Even with a simple riff, things started sounding much bigger very quickly.
This is where audio-to-MIDI workflows become incredibly useful for music production:
- Build arrangements faster
- Experiment with instrument layering
- Turn riffs into synth parts
- Create basslines from guitar performances
- Slice, edit, and rearrange MIDI sections
- Generate entirely new song ideas from one recording
And because the performance originated from real playing, everything still feels more human compared to drawing MIDI notes manually.
Why “No AI” Is Actually Interesting Here
A lot of modern music tools are heavily focused on AI right now, but Prism takes a different approach.
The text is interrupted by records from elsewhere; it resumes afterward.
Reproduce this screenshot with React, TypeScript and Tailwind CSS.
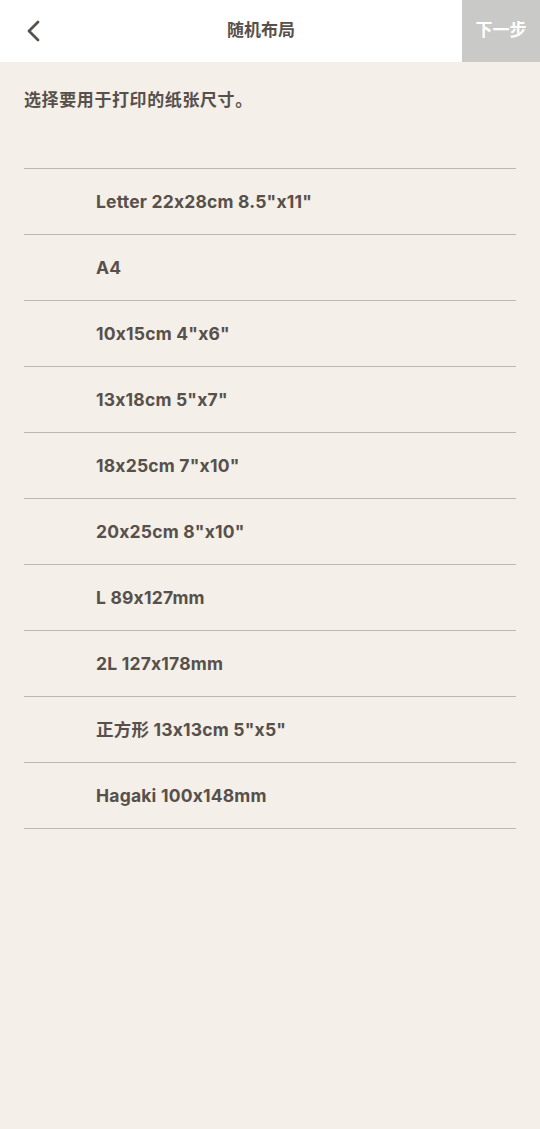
import React from "react";

const items = [
  "Letter 22x28cm 8.5\"x11\"",
  "A4",
  "10x15cm 4\"x6\"",
  "13x18cm 5\"x7\"",
  "18x25cm 7\"x10\"",
  "20x25cm 8\"x10\"",
  "L 89x127mm",
  "2L 127x178mm",
  "正方形 13x13cm 5\"x5\"",
  "Hagaki 100x148mm",
];

export default function App() {
  return (
    <div
      className="min-h-[1129px] w-[540px] bg-[#f4efe9] text-[#57504b]"
      style={{ fontFamily: 'Inter, "Noto Sans CJK SC", sans-serif', fontFeatureSettings: '"calt" 0' }}
    >
      <header className="flex h-[62px] items-stretch bg-white">
        <button className="flex w-[60px] items-center pl-[24px]">
          <svg width="18" height="24" viewBox="0 0 18 24" fill="none">
            <path d="M14 3 L5 12 L14 21" stroke="#57504b" strokeWidth="2.8" strokeLinecap="round" strokeLinejoin="round" />
          </svg>
        </button>
        <div className="flex flex-1 items-center justify-center text-[17px] font-bold text-[#57504b]">
          随机布局
        </div>
        <button className="flex w-[78px] items-center justify-center bg-[#c9c9c7] text-[17px] font-bold text-white">
          下一步
        </button>
      </header>
      <p className="px-[24px] pt-[26px] text-[17px] font-bold leading-[24px] tracking-[0.6px]">
        选择要用于打印的纸张尺寸。
      </p>
      <ul className="mx-[24px] mt-[56px] border-t-[1.5px] border-[#bcb7b1]">
        {items.map((t) => (
          <li
            key={t}
            className="flex h-[66px] items-center border-b-[1.5px] border-[#bcb7b1] pl-[72px] pt-[2px] text-[17.5px] font-bold tracking-[0.2px]"
          >
            {t}
          </li>
        ))}
      </ul>
    </div>
  );
}
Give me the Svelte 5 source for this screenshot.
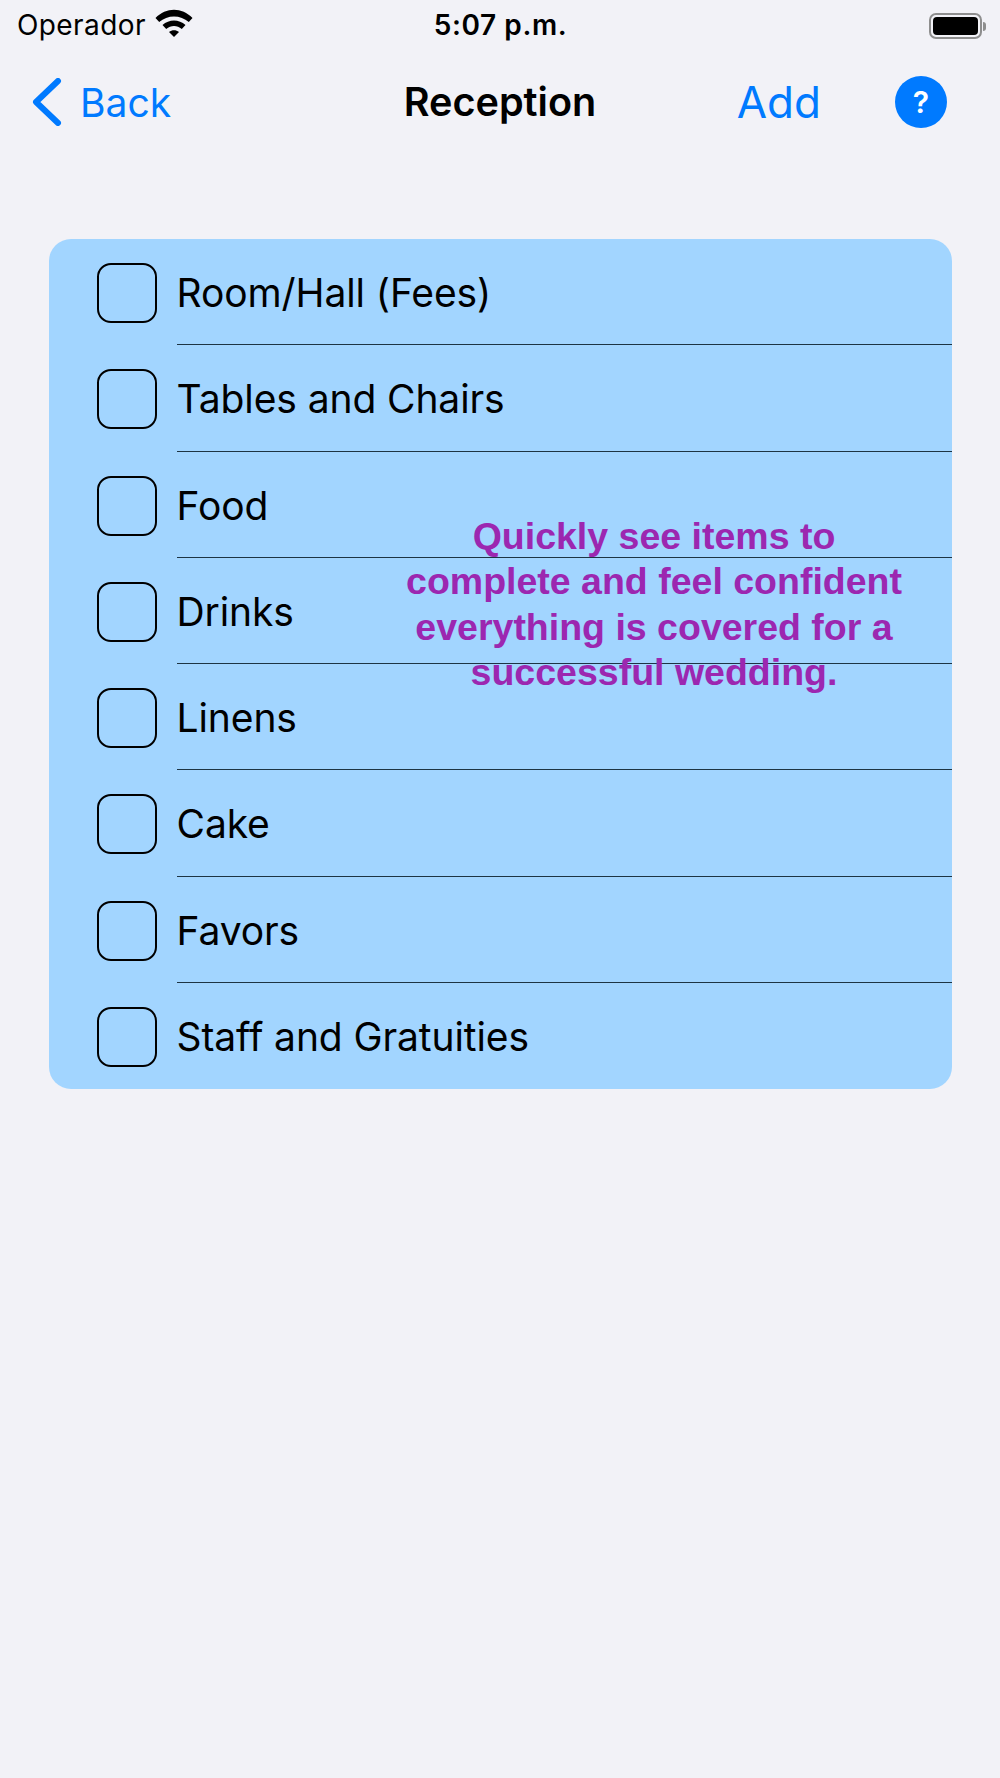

Instead of generating ideas for you, it focuses on translating your actual performance into editable MIDI data.
That distinction matters.
For musicians who still want their own playing style, timing, and expression to remain part of the creative process, this workflow feels much more personal and musical.
It’s less about replacing creativity and more about expanding what you can do with a recorded performance.
Watch the Full Video
In the full video, I walk through:
- Recording the acoustic guitar
- Capturing audio with Prism
- Generating MIDI in Logic Pro
- Creating guitar and bass parts
- Preserving human timing and velocity
- Building a fuller arrangement from one simple recording
If you’re interested in guitar-to-MIDI workflows, audio-to-MIDI plugins, songwriting tools, or creative music production techniques, this demo is definitely worth checking out.
Final Thoughts
Prism ended up being much more usable than I expected for turning recorded guitar into MIDI.
Is it perfect? No. You’ll still want to clean up notes occasionally, especially for bass parts or more complicated performances. But for songwriting, experimentation, layering instruments, and quickly building ideas, it’s a genuinely creative tool.
And the fact that it works without relying on AI makes it even more interesting right now.
If you’ve used guitar-to-MIDI tools before, I’d be curious to hear your experience. Some older systems were notoriously rough, but workflows like this feel much closer to something producers and songwriters could realistically use every day.